4. Post Processing Results
To obtain more accurate results, we cleaned the data from Figure 2. Due to the density of informal settlements, the dwellings are in very close proximity to each other to the point that the detected footprints tend to overlap. To mitigate this occurrence, a negative buffer of 0.5m was created on the output, to isolate individual dwellings to remove the overlap between dwellings. This allowed us to dissolve the overlapping polygons that belong to a single dwelling into a single polygon. Then, a buffer of 0.5m was run on the dissolved footprints to restore the shape of the originally detected footprints. Lastly, the Regularise Building Footprint tool within ArcGIS Pro was run to create rectangular footprints.
The final results are shown in Figure 3.
Figure 1
Figure 2
Figure 3
Last thoughts
Overall, using deep learning to detect informal dwellings in our area of interest was invaluable. Using the output has enabled us to make more meaningful decisions regarding the provision of assistance and services to the settlement. Additional refinement to our current model could include incorporating more training data to make the model more regionally suitable due to the dynamic mature of informal settlements.
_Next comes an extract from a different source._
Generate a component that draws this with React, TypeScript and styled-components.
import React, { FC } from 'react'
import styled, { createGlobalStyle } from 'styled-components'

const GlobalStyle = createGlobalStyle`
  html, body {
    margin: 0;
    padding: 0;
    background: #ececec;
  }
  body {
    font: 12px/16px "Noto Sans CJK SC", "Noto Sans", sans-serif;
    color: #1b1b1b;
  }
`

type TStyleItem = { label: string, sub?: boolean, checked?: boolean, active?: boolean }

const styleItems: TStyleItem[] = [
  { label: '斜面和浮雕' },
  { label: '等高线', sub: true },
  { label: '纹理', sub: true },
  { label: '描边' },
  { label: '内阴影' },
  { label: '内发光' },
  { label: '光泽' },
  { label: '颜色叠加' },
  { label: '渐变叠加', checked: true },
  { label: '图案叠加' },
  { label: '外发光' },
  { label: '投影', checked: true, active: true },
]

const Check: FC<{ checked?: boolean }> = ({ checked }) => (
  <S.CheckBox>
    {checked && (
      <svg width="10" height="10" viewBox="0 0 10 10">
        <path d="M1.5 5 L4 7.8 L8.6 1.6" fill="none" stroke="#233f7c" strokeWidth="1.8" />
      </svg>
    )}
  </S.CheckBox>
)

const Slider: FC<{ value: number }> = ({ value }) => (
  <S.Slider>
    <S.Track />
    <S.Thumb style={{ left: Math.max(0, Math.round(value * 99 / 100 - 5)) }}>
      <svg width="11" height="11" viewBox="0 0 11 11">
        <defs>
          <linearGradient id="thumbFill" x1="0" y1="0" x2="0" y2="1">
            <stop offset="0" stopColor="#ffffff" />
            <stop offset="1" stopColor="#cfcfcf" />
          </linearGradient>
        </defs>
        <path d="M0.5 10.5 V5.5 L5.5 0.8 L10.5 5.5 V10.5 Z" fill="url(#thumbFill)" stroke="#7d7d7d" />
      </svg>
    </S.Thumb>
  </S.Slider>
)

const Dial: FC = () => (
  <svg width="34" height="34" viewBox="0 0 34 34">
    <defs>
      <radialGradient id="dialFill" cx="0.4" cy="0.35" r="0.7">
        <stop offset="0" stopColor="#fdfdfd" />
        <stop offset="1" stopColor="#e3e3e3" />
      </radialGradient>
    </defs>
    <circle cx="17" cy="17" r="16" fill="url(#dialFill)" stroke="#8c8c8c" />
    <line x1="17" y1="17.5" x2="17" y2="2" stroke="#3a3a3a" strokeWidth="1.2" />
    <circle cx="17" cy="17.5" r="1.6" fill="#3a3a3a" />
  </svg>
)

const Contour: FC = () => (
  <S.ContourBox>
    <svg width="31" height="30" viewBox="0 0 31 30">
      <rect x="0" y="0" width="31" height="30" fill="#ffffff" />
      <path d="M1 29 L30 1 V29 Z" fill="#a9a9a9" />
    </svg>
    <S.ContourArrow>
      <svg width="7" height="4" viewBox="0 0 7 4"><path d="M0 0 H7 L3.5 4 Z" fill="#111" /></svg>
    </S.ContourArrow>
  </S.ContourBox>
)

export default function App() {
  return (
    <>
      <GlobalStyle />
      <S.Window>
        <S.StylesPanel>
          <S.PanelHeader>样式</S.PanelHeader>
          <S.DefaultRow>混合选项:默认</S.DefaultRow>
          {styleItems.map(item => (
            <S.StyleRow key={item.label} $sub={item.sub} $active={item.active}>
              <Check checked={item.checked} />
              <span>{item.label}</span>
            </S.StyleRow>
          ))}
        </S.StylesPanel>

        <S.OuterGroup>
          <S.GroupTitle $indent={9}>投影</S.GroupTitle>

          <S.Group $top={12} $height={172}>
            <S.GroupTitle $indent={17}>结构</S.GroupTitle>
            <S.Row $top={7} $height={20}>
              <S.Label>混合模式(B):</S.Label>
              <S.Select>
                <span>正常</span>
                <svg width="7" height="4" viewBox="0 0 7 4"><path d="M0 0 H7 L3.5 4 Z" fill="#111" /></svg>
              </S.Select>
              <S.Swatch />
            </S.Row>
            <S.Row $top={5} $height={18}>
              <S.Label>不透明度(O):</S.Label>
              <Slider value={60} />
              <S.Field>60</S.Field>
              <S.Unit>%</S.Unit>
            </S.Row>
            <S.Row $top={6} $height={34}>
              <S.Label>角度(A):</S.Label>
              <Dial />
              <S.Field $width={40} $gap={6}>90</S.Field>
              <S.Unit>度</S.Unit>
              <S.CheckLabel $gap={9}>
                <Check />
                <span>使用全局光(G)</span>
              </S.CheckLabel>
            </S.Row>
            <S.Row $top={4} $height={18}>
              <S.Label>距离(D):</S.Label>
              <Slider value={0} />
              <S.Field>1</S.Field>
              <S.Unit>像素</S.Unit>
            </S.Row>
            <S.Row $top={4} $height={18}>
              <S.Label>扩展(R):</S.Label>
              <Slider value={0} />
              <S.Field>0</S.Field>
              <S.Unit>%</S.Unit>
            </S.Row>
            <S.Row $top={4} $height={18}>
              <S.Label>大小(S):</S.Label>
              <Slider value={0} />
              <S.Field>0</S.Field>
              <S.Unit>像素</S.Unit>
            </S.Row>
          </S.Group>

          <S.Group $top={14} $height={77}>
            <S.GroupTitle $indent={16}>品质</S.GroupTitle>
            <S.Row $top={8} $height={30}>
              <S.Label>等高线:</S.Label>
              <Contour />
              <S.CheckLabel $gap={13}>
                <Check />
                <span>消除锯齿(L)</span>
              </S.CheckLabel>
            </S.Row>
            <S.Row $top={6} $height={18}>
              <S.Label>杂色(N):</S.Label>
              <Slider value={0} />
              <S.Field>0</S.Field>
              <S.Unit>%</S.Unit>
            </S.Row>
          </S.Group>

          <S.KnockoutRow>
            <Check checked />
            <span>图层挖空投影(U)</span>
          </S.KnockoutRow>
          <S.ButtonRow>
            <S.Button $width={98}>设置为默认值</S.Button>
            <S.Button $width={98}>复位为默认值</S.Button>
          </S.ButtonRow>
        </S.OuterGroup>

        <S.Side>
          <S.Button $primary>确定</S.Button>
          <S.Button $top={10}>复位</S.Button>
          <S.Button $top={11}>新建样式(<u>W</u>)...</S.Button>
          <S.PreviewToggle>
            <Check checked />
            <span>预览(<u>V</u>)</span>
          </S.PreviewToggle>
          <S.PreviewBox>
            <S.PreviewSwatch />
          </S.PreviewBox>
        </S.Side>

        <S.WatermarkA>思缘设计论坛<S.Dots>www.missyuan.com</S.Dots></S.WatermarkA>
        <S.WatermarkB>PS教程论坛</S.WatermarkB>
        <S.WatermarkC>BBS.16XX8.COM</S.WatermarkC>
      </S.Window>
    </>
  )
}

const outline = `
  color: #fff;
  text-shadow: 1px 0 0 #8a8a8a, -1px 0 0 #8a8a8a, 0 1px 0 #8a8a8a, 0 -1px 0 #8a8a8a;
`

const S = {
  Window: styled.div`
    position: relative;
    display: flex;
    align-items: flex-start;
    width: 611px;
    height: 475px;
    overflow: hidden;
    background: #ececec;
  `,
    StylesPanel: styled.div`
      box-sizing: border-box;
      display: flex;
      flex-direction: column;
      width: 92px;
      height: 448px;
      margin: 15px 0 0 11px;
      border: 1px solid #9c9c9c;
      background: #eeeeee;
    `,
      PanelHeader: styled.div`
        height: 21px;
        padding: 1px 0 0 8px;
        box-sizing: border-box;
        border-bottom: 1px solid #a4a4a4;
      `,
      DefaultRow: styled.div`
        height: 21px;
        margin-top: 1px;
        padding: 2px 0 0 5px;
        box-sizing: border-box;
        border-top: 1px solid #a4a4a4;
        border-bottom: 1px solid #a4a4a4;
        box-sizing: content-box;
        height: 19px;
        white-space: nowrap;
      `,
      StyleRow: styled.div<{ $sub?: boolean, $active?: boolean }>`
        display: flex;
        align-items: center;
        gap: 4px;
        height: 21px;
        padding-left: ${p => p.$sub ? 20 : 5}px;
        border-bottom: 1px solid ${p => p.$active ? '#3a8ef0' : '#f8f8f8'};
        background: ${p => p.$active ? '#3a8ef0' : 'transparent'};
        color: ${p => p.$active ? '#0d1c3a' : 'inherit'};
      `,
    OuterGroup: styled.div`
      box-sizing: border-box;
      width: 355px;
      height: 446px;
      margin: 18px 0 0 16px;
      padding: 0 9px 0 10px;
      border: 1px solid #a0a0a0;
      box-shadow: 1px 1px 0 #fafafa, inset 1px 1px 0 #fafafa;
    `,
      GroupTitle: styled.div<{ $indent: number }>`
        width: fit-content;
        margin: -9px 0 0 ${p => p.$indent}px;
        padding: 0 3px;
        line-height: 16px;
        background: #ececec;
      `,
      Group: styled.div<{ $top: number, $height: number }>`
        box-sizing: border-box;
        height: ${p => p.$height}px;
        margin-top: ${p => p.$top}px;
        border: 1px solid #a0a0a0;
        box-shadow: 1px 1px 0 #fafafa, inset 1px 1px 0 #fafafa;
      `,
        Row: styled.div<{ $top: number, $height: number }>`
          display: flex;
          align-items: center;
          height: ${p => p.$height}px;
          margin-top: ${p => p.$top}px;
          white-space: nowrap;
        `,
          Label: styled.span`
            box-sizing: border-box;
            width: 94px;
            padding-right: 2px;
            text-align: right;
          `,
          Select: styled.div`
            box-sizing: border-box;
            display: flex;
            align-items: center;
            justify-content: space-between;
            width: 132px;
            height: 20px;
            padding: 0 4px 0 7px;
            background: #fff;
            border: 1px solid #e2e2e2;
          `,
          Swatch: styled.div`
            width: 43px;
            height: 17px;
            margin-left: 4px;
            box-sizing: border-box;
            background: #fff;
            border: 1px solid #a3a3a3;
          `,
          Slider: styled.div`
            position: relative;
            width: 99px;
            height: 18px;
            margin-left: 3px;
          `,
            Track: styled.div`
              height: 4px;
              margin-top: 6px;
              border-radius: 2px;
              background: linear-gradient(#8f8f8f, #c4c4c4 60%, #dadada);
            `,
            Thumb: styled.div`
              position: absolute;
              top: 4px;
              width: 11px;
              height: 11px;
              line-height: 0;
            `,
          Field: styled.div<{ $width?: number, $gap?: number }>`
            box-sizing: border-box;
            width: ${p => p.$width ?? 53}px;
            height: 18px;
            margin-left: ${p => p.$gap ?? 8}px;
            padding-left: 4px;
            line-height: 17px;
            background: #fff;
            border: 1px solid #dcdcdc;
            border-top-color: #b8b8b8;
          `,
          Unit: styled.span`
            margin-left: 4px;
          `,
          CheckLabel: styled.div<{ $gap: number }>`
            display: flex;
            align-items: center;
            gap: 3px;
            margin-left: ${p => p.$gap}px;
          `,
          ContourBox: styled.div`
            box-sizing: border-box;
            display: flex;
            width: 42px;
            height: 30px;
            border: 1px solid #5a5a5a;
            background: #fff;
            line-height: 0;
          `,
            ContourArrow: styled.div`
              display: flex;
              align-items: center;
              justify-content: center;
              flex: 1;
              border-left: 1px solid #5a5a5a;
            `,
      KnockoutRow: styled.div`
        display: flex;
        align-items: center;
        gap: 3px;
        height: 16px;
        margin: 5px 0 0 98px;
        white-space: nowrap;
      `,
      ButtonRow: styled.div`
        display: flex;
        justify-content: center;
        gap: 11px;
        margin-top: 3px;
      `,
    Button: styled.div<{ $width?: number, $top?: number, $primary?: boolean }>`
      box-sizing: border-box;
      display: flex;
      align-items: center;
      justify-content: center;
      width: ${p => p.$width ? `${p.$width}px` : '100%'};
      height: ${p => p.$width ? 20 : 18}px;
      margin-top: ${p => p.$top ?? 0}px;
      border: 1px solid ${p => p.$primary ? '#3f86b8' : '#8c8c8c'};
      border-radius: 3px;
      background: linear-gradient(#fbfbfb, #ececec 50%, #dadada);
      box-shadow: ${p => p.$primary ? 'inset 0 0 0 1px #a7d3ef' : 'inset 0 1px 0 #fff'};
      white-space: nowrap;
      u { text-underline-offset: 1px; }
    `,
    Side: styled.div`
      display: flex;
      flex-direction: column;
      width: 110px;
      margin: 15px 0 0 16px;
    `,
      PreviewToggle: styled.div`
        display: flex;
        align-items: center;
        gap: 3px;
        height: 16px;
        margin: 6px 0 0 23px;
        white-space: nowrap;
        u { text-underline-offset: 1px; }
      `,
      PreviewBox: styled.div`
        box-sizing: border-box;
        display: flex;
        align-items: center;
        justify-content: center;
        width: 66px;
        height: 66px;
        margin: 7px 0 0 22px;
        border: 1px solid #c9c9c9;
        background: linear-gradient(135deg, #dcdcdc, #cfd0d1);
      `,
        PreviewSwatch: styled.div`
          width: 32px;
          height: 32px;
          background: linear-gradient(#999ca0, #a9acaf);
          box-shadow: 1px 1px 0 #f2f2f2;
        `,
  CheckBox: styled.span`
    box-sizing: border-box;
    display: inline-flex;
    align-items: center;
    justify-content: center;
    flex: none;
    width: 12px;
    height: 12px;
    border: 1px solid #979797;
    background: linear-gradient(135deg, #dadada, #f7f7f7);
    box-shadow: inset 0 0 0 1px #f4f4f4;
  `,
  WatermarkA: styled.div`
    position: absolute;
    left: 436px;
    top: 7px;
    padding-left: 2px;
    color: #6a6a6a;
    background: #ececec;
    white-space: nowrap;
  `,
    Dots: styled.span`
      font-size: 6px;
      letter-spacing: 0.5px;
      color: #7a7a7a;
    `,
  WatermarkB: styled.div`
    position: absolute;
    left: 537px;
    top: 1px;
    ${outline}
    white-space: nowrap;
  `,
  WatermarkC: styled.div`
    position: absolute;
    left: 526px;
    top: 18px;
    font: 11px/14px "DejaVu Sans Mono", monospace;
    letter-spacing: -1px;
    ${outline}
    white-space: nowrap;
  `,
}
Further applications include extending analysis by incorporating Esri’s survey solutions to conduct sampling surveys and estimate household sizes. Using this data, one can potentially calculate a correlation with floor plan size, allowing governments to plan long-term urban infrastructure. On a broader scale, it can also be leveraged in applications such as damage assessments in the event of natural disasters for a more proactive response.